Violeta Went to Heaven Film Review

The film, Violeta went to Heaven is about the life and times of Chile’s prominent singer and folklorist Violeta Parra. Using the script by Eliseo Altunaga, the film is directed by Chilean born director Andres Wood who is known for famed works like Machuca and Football Diaries. Andres Wood has made this film as a kind of biopic on Parra. Although certain creative liberties are taken, the film is closely based on the life events of Parra, particularly structured around an interview given by her to a TV channel in 1962. After going through a tumultuous childhood, Parra found solace in her musical avenues, which then diversified into other art forms as well. Although, Woods have shown this life path of hers in an out of sequence manner, he has arranged in such a way there is apt coherency. Having already won the Sundance World Cinema Dramatic Jury Prize, this film was screened at the Houston Cinema Arts Festival. This festival features films which are by and about artists in the fields of visual, literary as well as performing arts.

The gender perspectives in Violeta went to Heaven evolved as Parra life went on. That is, although, Parra faced a restrictive as well as discriminative childhood and adult life, her achievements in the later part of her life earned her more recognition. This is unlike the women characters featured in the work, Sea of Poppies, where almost all female characters had to suffer sexual abuse or enslavement. “…in spectacles that are injurious to the dignity of the fairer sex.” (Ghosh 118). As mentioned above, Parra had a tough childhood because of her alcoholic father, and then in her growing up years had conflicts with the Chilean elite, who were mainly descendants of the Spanish conquistadores. These Chilean elite were imbibed with male chauvinistic thoughts, and so they disliked and opposed any woman who is expressing her voice through art works. With Parra being a Leftist critic regarding issues of inequality, she faced more opposition. However, after the acclaim she got for her textile art at the Louvre museum in Paris, she was started to be recognized and feted by all the sections in Chile including the elite.

When it comes to identity aspects, Parra had a difficulty in finding her “place” in the Chilean society. Like the unnamed narrator in the work, Season of Migration to the North, who had difficulty in finding his identity in his homeland after a stint in foreign shores, Parra faced number of issues in Chile, starting with her ancestry. “I felt as though a piece of ice were melting inside of me, as though I were some frozen substance on which the sun had shone.” (Salih and Johnson-Davies 3). She belonged to the American Indian ancestry, and so had conflicts from the initial period with the Catholic Church, as she could not shed away her lineage and fall in line with what majority expected of her. This identity crisis of her also got exhibited in other facets of her life. Parra was woman endowed with wide range of interests, abilities and importantly passions for many artistic mediums. Due to this aspect, she was a musician-singer, painter, folklorist, etc, apart from playing the role of mother to her children. In Chilean society, people are categorized simply as housewives, teachers, doctors, engineers, etc. on the basis of their profession.
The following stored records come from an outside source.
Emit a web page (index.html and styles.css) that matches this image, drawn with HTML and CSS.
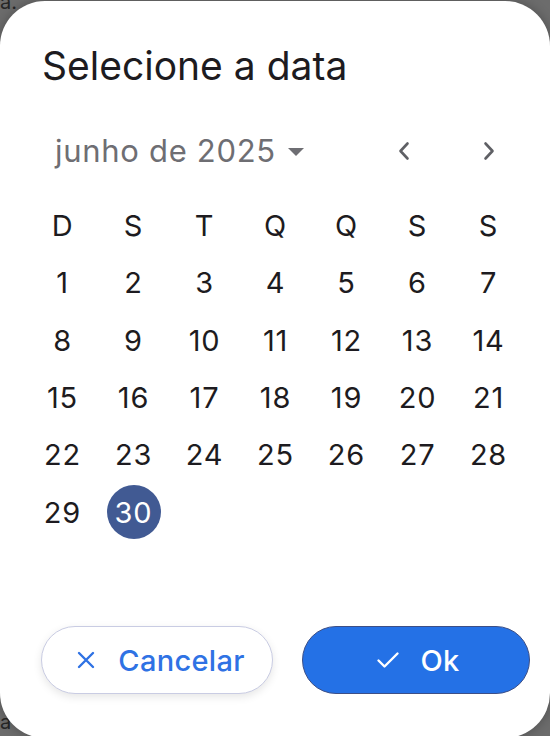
FILE: index.html
```html
<!DOCTYPE html>
<html lang="pt">
<head>
<meta charset="utf-8">
<title>Selecione a data</title>
<link rel="stylesheet" href="styles.css">
</head>
<body>
<div class="backdrop">
  <span class="bg-text bg-top">a.</span>
  <span class="bg-text bg-bottom">a</span>
</div>
<div class="dialog">
  <h1 class="title">Selecione a data</h1>
  <div class="month-row">
    <button class="month-select">
      <span>junho de 2025</span>
      <svg class="caret" width="16" height="8" viewBox="0 0 16 8"><path d="M0 0 L16 0 L8 8 Z" fill="#6e6e73"/></svg>
    </button>
    <div class="nav">
      <button class="nav-btn" aria-label="Mês anterior">
        <svg width="14" height="20" viewBox="0 0 14 20"><path d="M10.5 2.5 L3.5 10 L10.5 17.5" fill="none" stroke="#5f6065" stroke-width="2.6" stroke-linecap="round" stroke-linejoin="round"/></svg>
      </button>
      <button class="nav-btn" aria-label="Próximo mês">
        <svg width="14" height="20" viewBox="0 0 14 20"><path d="M3.5 2.5 L10.5 10 L3.5 17.5" fill="none" stroke="#5f6065" stroke-width="2.6" stroke-linecap="round" stroke-linejoin="round"/></svg>
      </button>
    </div>
  </div>
  <div class="grid">
    <div class="cell wd">D</div><div class="cell wd">S</div><div class="cell wd">T</div><div class="cell wd">Q</div><div class="cell wd">Q</div><div class="cell wd">S</div><div class="cell wd">S</div>
    <div class="cell">1</div><div class="cell">2</div><div class="cell">3</div><div class="cell">4</div><div class="cell">5</div><div class="cell">6</div><div class="cell">7</div>
    <div class="cell">8</div><div class="cell">9</div><div class="cell">10</div><div class="cell">11</div><div class="cell">12</div><div class="cell">13</div><div class="cell">14</div>
    <div class="cell">15</div><div class="cell">16</div><div class="cell">17</div><div class="cell">18</div><div class="cell">19</div><div class="cell">20</div><div class="cell">21</div>
    <div class="cell">22</div><div class="cell">23</div><div class="cell">24</div><div class="cell">25</div><div class="cell">26</div><div class="cell">27</div><div class="cell">28</div>
    <div class="cell">29</div><div class="cell"><span class="selected">30</span></div>
  </div>
  <div class="actions">
    <button class="btn btn-cancel">
      <svg width="20" height="20" viewBox="0 0 20 20"><path d="M3 3 L17 17 M17 3 L3 17" fill="none" stroke="#2f72e4" stroke-width="2.4" stroke-linecap="round"/></svg>
      <span>Cancelar</span>
    </button>
    <button class="btn btn-ok">
      <svg width="24" height="20" viewBox="0 0 24 20"><path d="M2.5 10.5 L8.5 16.5 L21.5 3.5" fill="none" stroke="#ffffff" stroke-width="2.4" stroke-linecap="round" stroke-linejoin="round"/></svg>
      <span>Ok</span>
    </button>
  </div>
</div>
</body>
</html>
```
FILE: styles.css
```css
html, body {
  margin: 0;
  padding: 0;
  width: 550px;
  height: 736px;
  overflow: hidden;
}
body {
  background: #6c6c6c;
  font-family: Inter, Roboto, "Noto Sans", sans-serif;
  position: relative;
}
.backdrop {
  position: absolute;
  inset: 0;
}
.bg-text {
  position: absolute;
  left: 0;
  color: #262626;
  font-size: 20px;
  line-height: 20px;
}
.bg-top { top: -8px; }
.bg-bottom { top: 712px; }

.dialog {
  position: relative;
  margin-top: 1px;
  width: 550px;
  height: 737px;
  box-sizing: border-box;
  background: #ffffff;
  border-radius: 45px;
  box-shadow: 0 0 12px rgba(0, 0, 0, 0.28);
  display: flex;
  flex-direction: column;
  padding: 41px 20px 44px 0;
}
.title {
  margin: 0 0 0 42px;
  font-size: 39px;
  line-height: 48px;
  font-weight: 400;
  color: #1d1b20;
}
.month-row {
  margin-top: 41px;
  height: 40px;
  display: flex;
  align-items: center;
  justify-content: space-between;
  padding-left: 55px;
  padding-right: 17px;
}
button {
  font-family: inherit;
  border: none;
  background: none;
  padding: 0;
  margin: 0;
  cursor: pointer;
}
.month-select {
  display: flex;
  align-items: center;
  gap: 12px;
  font-size: 31px;
  line-height: 40px;
  letter-spacing: 0.7px;
  color: #6e6e73;
}
.caret { margin-top: 2px; }
.nav {
  display: flex;
  gap: 37px;
}
.nav-btn {
  width: 48px;
  height: 40px;
  display: flex;
  align-items: center;
  justify-content: center;
}
.grid {
  margin-top: 26px;
  margin-left: 27px;
  width: 497px;
  display: grid;
  grid-template-columns: repeat(7, 71px);
  grid-auto-rows: 57.3px;
}
.cell {
  display: flex;
  align-items: center;
  justify-content: center;
  font-size: 29px;
  letter-spacing: 0.8px;
  color: #1d1b20;
}
.selected {
  width: 54px;
  height: 54px;
  border-radius: 50%;
  background: #415a93;
  color: #ffffff;
  display: flex;
  align-items: center;
  justify-content: center;
}
.actions {
  margin-top: auto;
  display: flex;
  gap: 29px;
  padding-left: 41px;
}
.btn {
  height: 68px;
  border-radius: 34px;
  display: flex;
  align-items: center;
  justify-content: center;
  gap: 22px;
  font-size: 29px;
  font-weight: 500;
  letter-spacing: 0.3px;
  box-sizing: border-box;
}
.btn-cancel {
  width: 232px;
  padding-left: 7px;
  background: #ffffff;
  color: #2f72e4;
  border: 1.5px solid #c9cce3;
  box-shadow: 0 3px 8px rgba(0, 0, 0, 0.10);
}
.btn-ok {
  width: 228px;
  padding-left: 4px;
  background: #2471e6;
  color: #ffffff;
  border: 1.5px solid #3d4f86;
  gap: 20px;
}
```
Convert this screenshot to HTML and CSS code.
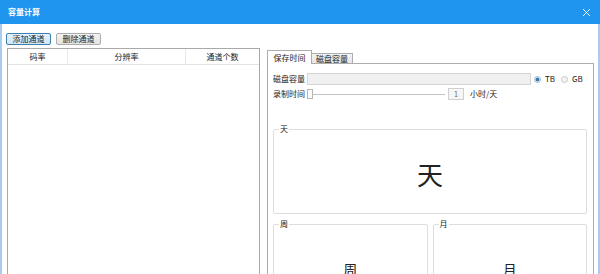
FILE: index.html
```html
<!DOCTYPE html>
<html lang="zh-CN">
<head>
    <meta charset="UTF-8">
    <title>容量计算</title>
    <link rel="stylesheet" href="styles.css">
</head>
<body>
    <div class="titlebar">
        <span class="title">容量计算</span>
        <svg class="close" width="9" height="9" viewBox="0 0 9 9">
            <path d="M1 1 L8 8 M8 1 L1 8" stroke="#fff" stroke-width="1" fill="none"/>
        </svg>
    </div>
    <div class="dialog-body">
        <div class="toolbar">
            <button class="btn btn-active">添加通道</button>
            <button class="btn">删除通道</button>
        </div>
        <div class="main">
            <!-- channel table -->
            <div class="table-panel">
                <div class="table-head">
                    <div class="col col-rate">码率</div>
                    <div class="col col-res">分辨率</div>
                    <div class="col col-count">通道个数</div>
                </div>
            </div>

            <!-- tab widget -->
            <div class="tabs">
                <div class="tabbar">
                    <div class="tab tab-active">保存时间</div>
                    <div class="tab">磁盘容量</div>
                </div>
                <div class="pane">
                    <div class="row">
                        <span class="label">磁盘容量</span>
                        <div class="field"></div>
                        <span class="radio radio-on"></span>
                        <span class="radio-text">TB</span>
                        <span class="radio"></span>
                        <span class="radio-text">GB</span>
                    </div>
                    <div class="row row-gap">
                        <span class="label">录制时间</span>
                        <span class="slider-handle"></span>
                        <span class="slider-track"></span>
                        <span class="spinbox">1</span>
                        <span class="unit">小时/天</span>
                    </div>

                    <fieldset class="group group-day">
                        <legend>天</legend>
                        <span class="big big-day">天</span>
                    </fieldset>

                    <div class="group-row">
                        <fieldset class="group">
                            <legend>周</legend>
                            <span class="big">周</span>
                        </fieldset>
                        <fieldset class="group">
                            <legend>月</legend>
                            <span class="big">月</span>
                        </fieldset>
                    </div>
                </div>
            </div>
        </div>
    </div>
</body>
</html>
```

FILE: styles.css
```css
/* global styles */
* {
    margin: 0;
    padding: 0;
    box-sizing: border-box;
}

body {
    width: 600px;
    height: 274px;
    overflow: hidden;
    background: #fff;
    color: #222;
    font-family: "Noto Sans CJK SC", "Liberation Sans", sans-serif;
    font-size: 8px;
    line-height: 10px;
}

/* title bar */
.titlebar {
    height: 24px;
    background: #1f95f0;
    color: #fff;
    display: flex;
    align-items: center;
    justify-content: space-between;
    padding: 0 9px 0 8px;
}

.title {
    font-weight: bold;
}

.dialog-body {
    height: 250px;
    border-left: 2px solid #a6cdee;
    border-right: 2px solid #a6cdee;
    padding: 9px 4px 0 4px;
    display: flex;
    flex-direction: column;
}

/* buttons */
.toolbar {
    display: flex;
    gap: 5px;
}

.btn {
    width: 45px;
    height: 12px;
    font: inherit;
    line-height: 10px;
    color: #222;
    border: 1px solid #acacac;
    border-radius: 2px;
    background: linear-gradient(#f2f2f2, #e4e4e4);
}

.btn-active {
    border-color: #3c7fb1;
    background: linear-gradient(#e6f1fb, #d2e6f7);
}

.main {
    flex: 1;
    display: flex;
    margin-top: 3px;
}

/* channel table */
.table-panel {
    width: 253px;
    margin-left: 1px;
    border: 1px solid #a9a9a9;
    border-bottom: none;
    background: #fff;
}

.table-head {
    display: flex;
    height: 16px;
    border-bottom: 1px solid #e3e3e3;
}

.col {
    display: flex;
    align-items: center;
    justify-content: center;
    border-right: 1px solid #e8e8e8;
}

.col-rate {
    width: 60px;
}

.col-res {
    width: 118px;
}

.col-count {
    flex: 1;
    border-right: none;
}

/* tab widget */
.tabs {
    flex: 1;
    margin-left: 7px;
    display: flex;
    flex-direction: column;
}

.tabbar {
    height: 15px;
    display: flex;
    align-items: flex-end;
}

.tab {
    width: 41px;
    height: 10px;
    display: flex;
    align-items: center;
    justify-content: center;
    border: 1px solid #adadad;
    border-left: none;
    border-bottom: none;
    background: linear-gradient(#f3f3f3, #e6e6e6);
}

.tab-active {
    width: 45px;
    height: 14px;
    margin-bottom: -1px;
    border-left: 1px solid #adadad;
    background: #fff;
    position: relative;
    z-index: 1;
}

.pane {
    flex: 1;
    border: 1px solid #adadad;
    border-bottom: none;
    background: #fff;
    padding: 9px 6px 0 5px;
}

.row {
    height: 12px;
    display: flex;
    align-items: center;
}

.row-gap {
    margin-top: 3px;
}

.label {
    width: 34px;
}

.field {
    width: 224px;
    height: 12px;
    background: #f0f0f0;
    border: 1px solid #d5d5d5;
}

.radio {
    width: 7px;
    height: 7px;
    margin-left: 3px;
    border-radius: 50%;
    border: 1px solid #c6c6c6;
    background: #f4f4f4;
}

.radio-on {
    background: radial-gradient(circle, #3b78a8 0 1.7px, #eaf2f9 2.2px);
    border-color: #9bb8cf;
}

.radio-text {
    margin-left: 4px;
    margin-right: 3px;
}

.slider-handle {
    width: 6px;
    height: 10px;
    border: 1px solid #b5b5b5;
    background: #fbfbfb;
}

.slider-track {
    width: 132px;
    height: 1px;
    background: #c3c3c3;
}

.spinbox {
    width: 16px;
    height: 12px;
    margin-left: 3px;
    border: 1px solid #cfcfcf;
    background: #f6f6f6;
    color: #777;
    display: flex;
    align-items: center;
    justify-content: center;
}

.unit {
    margin-left: 6px;
}

/* group boxes */
.group {
    height: 90px;
    border: 1px solid #dedede;
    border-radius: 2px;
    display: flex;
    align-items: center;
    justify-content: center;
    min-width: 0;
}

.group legend {
    margin-left: 5px;
    padding: 0 1px;
    line-height: 10px;
}

.group-day {
    margin-top: 24px;
}

.group-row {
    display: flex;
    gap: 5px;
    margin-top: 5px;
}

.group-row .group {
    flex: 1;
}

.big {
    font-size: 14px;
    line-height: 16px;
}

.big-day {
    font-size: 26px;
    line-height: 30px;
}
```
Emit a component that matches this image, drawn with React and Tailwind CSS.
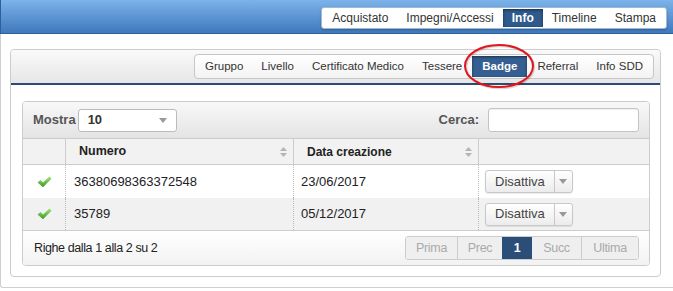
import React from "react";

const TOP_TABS = ["Acquistato", "Impegni/Accessi", "Info", "Timeline", "Stampa"];
const SUB_TABS = ["Gruppo", "Livello", "Certificato Medico", "Tessere", "Badge", "Referral", "Info SDD"];

const ROWS = [
  { numero: "36380698363372548", data: "23/06/2017", bg: "bg-white" },
  { numero: "35789", data: "05/12/2017", bg: "bg-[#f1f1f1]" },
];

const CheckIcon = () => (
  <svg width="15" height="12" viewBox="0 0 15 12">
    <defs>
      <linearGradient id="chk" x1="0" y1="0" x2="0" y2="1">
        <stop offset="0" stopColor="#9be676" />
        <stop offset="1" stopColor="#3e9a22" />
      </linearGradient>
    </defs>
    <path d="M0.5 6.5 L3.5 4 L6 6.5 L12.5 0.5 L14.5 2.8 L6 11.2 Z" fill="url(#chk)" />
  </svg>
);

const SortIcon = () => (
  <svg width="7" height="10" viewBox="0 0 7 10">
    <path d="M3.5 0 L7 4 L0 4 Z" fill="#b5b5b5" />
    <path d="M3.5 10 L7 6 L0 6 Z" fill="#b5b5b5" />
  </svg>
);

const Caret = () => (
  <svg width="8" height="5" viewBox="0 0 8 5">
    <path d="M0 0 L8 0 L4 5 Z" fill="#999" />
  </svg>
);

const ActionButton = () => (
  <div className="flex h-[23px] rounded-[3px] border border-[#c8c8c8] bg-gradient-to-b from-white to-[#ececec] shadow-[0_1px_1px_rgba(0,0,0,0.08)]">
    <span className="flex items-center px-[9px] text-[13px] text-[#444]">Disattiva</span>
    <span className="flex w-[18px] items-center justify-center border-l border-[#c8c8c8]">
      <Caret />
    </span>
  </div>
);

export default function App() {
  return (
    <div className="h-[291px] w-[673px] overflow-hidden bg-white text-[#333]" style={{ fontFamily: '"Liberation Sans", Arial, sans-serif' }}>
      {/* Top bar */}
      <div className="flex h-[34px] justify-end border-b border-l border-[#2d5f9a] bg-gradient-to-b from-[#7cb3ea] to-[#3f79bc] pr-[6px] pt-[7px]">
        <div className="flex h-[22px] items-center rounded-[3px] border border-[#9fb8d6] bg-white px-[1px] text-[12px] shadow-[0_1px_2px_rgba(0,0,0,0.25)]">
          {TOP_TABS.map((t) =>
            t === "Info" ? (
              <span key={t} className="flex h-[18px] items-center bg-[#2f5a8c] px-[9px] font-bold text-white shadow-[inset_0_1px_3px_rgba(0,0,0,0.5)]">
                {t}
              </span>
            ) : (
              <span key={t} className="px-[9px] text-[#333]">{t}</span>
            )
          )}
        </div>
      </div>

      {/* Page body */}
      <div className="h-[254px] border-b border-l border-[#cfcfcf] rounded-bl-[3px] pl-[9px] pt-[15px]">
        <div className="w-[651px] rounded-[4px] border border-[#cccccc] bg-white">
          {/* Panel header with sub tabs */}
          <div className="relative flex h-[35px] items-center justify-end rounded-t-[4px] border-b-2 border-[#2c4c76] bg-gradient-to-b from-[#fafafa] to-[#e6e6e6] pr-[6px]">
            <div className="flex h-[25px] items-center rounded-[4px] border border-[#c6c6c6] bg-gradient-to-b from-white to-[#f3f3f3] px-[1px] text-[11.5px]">
              {SUB_TABS.map((t) =>
                t === "Badge" ? (
                  <span key={t} className="mx-[1px] flex h-[21px] items-center bg-[#355f92] px-[10px] font-bold text-white shadow-[inset_0_1px_3px_rgba(0,0,0,0.5)]">
                    {t}
                  </span>
                ) : (
                  <span key={t} className="px-[9px] text-[#333]">{t}</span>
                )
              )}
            </div>
            {/* Red annotation ellipse */}
            <svg className="pointer-events-none absolute left-[448px] top-[-8px]" width="80" height="48" viewBox="0 0 80 48">
              <ellipse cx="41" cy="25" rx="34" ry="21" fill="none" stroke="rgba(0,0,0,0.15)" strokeWidth="2.5" />
              <ellipse cx="40" cy="24" rx="34" ry="21" fill="none" stroke="#e3161b" strokeWidth="2" />
            </svg>
          </div>

          {/* Panel body */}
          <div className="px-[11px] pb-[10px] pt-[16px] pr-[10px]">
            <div className="overflow-hidden rounded-[4px] border border-[#cccccc]">
              {/* Toolbar */}
              <div className="flex h-[37px] items-center justify-between border-b border-[#cccccc] bg-gradient-to-b from-[#f8f8f8] to-[#e4e4e4] px-[10px]">
                <div className="flex items-center gap-[2px]">
                  <span className="text-[13px] font-bold text-[#555]">Mostra</span>
                  <div className="flex h-[23px] w-[99px] items-center justify-between rounded-[3px] border border-[#bbbbbb] bg-white px-[9px]">
                    <span className="text-[13px] font-bold text-[#333]">10</span>
                    <Caret />
                  </div>
                </div>
                <div className="flex items-center gap-[9px]">
                  <span className="text-[13px] font-bold text-[#555]">Cerca:</span>
                  <div className="h-[24px] w-[151px] rounded-[3px] border border-[#c4c4c4] bg-white shadow-[inset_0_1px_1px_rgba(0,0,0,0.06)]" />
                </div>
              </div>

              {/* Table */}
              <div className="grid grid-cols-[43px_228px_185px_1fr] text-[13px]">
                <div className="h-[26px] border-b border-r border-[#cccccc] bg-[#f2f2f2]" />
                <div className="flex h-[26px] items-center justify-between border-b border-r border-[#cccccc] bg-[#f2f2f2] pl-[13px] pr-[6px] text-[12.5px] font-bold text-[#222]">
                  <span>Numero</span>
                  <SortIcon />
                </div>
                <div className="flex h-[26px] items-center justify-between border-b border-r border-[#cccccc] bg-[#f2f2f2] pl-[13px] pr-[6px] text-[12px] font-bold text-[#222]">
                  <span>Data creazione</span>
                  <SortIcon />
                </div>
                <div className="h-[26px] border-b border-[#cccccc] bg-[#f2f2f2]" />

                {ROWS.map((r, i) => (
                  <React.Fragment key={r.numero}>
                    <div className={`flex ${i === 0 ? "h-[33px]" : "h-[32px]"} items-center justify-center border-r border-dotted border-[#bbbbbb] ${r.bg}`}>
                      <CheckIcon />
                    </div>
                    <div className={`flex items-center border-r border-dotted border-[#bbbbbb] pl-[8px] text-[#222] ${r.bg}`}>{r.numero}</div>
                    <div className={`flex items-center border-r border-dotted border-[#bbbbbb] pl-[7px] text-[#222] ${r.bg}`}>{r.data}</div>
                    <div className={`flex items-center pl-[6px] ${r.bg}`}>
                      <ActionButton />
                    </div>
                  </React.Fragment>
                ))}
              </div>

              {/* Footer */}
              <div className="flex h-[35px] items-center justify-between border-t border-[#cccccc] bg-gradient-to-b from-white to-[#f2f2f2] pl-[11px] pr-[10px]">
                <span className="text-[12.5px] tracking-[-0.4px] text-[#222]">Righe dalla 1 alla 2 su 2</span>
                <div className="flex h-[24px] overflow-hidden rounded-[3px] border border-[#cccccc] text-[12.5px] tracking-[-0.3px] text-[#aaaaaa]">
                  <span className="flex w-[51px] items-center justify-center bg-[#efefef]">Prima</span>
                  <span className="flex w-[45px] items-center justify-center border-l border-[#cccccc] bg-[#efefef]">Prec</span>
                  <span className="flex w-[30px] items-center justify-center bg-[#2b4e78] font-bold text-white">1</span>
                  <span className="flex w-[50px] items-center justify-center border-r border-[#cccccc] bg-[#efefef]">Succ</span>
                  <span className="flex w-[56px] items-center justify-center bg-[#efefef]">Ultima</span>
                </div>
              </div>
            </div>
          </div>
        </div>
      </div>
    </div>
  );
}
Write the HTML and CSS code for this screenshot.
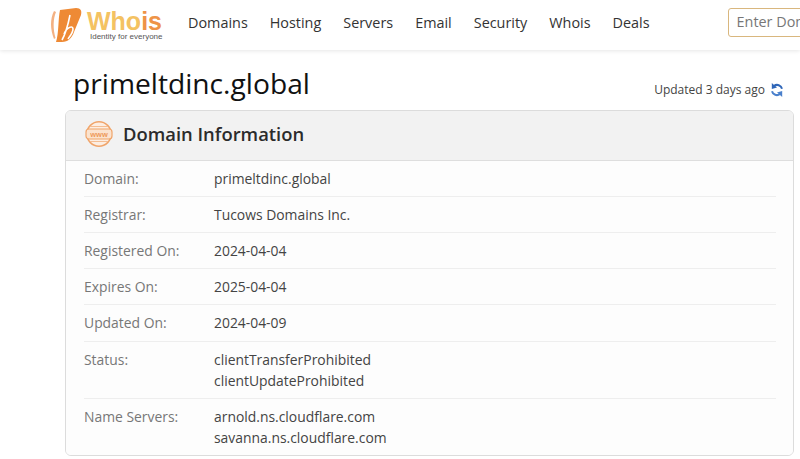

With Parra involving herself in various vocations, people had difficultly in slotting her and also she had difficulty in finding her identity.
Arjun Appadurai in his work, Modernity at Large, had this to say about globalization and how the resultant modernity has created persons who wanted to become modern, physically as well as mentally, although this “self-fulfilling and self-justifying idea is provoking many criticisms and much resistance in both theory and every day life.” (Appadurai 1). This aspect of resistance is shown in the film, with Parra opposing modernism when it had negative impacts on the indigenous cultures. Among the many political activisms carried out by Violeta Parra, her struggle to protect the indigenous cultures forms a key part. With modernity, perpetuated by early aspects of globalization, causing sizable changes in Chilean communities, Parra resisted it and wanted to do something in that direction. “Modernism embodies a peculiar condition of being modern, which may not have true meaning without being related to an earlier alien culture” (Said 132). She traveled throughout Chile as well as other Latin American countries, and gave musical performances to instill in the people the need to protect their cultures, without giving into modernism.

The key irony that is visible in the film, which is applicable to many environments including my environment of Houston, is the aspect of how capitalism and commercial interests has ingrained into every aspect of human life. That is, the film begins paradoxically with a title card acknowledging a capitalist corporation BHP Billiton, although the film is about an anti-capitalist iconic figure Violeta Parra. This is line with the protagonist of the work, The Death of Artemio Cruz, who despite being a revolutionary soldier in the Mexican Revolution gives in to capitalism and indulges in dubious land reforms and exploitation of workers to become rich and powerful. (Fuentes and MacAdam). Thus, it is clear that capitalism has become an important and intricate part of life. Although, capitalism may not show its most virulent side in environments like Houston, it would show in a subtle manner.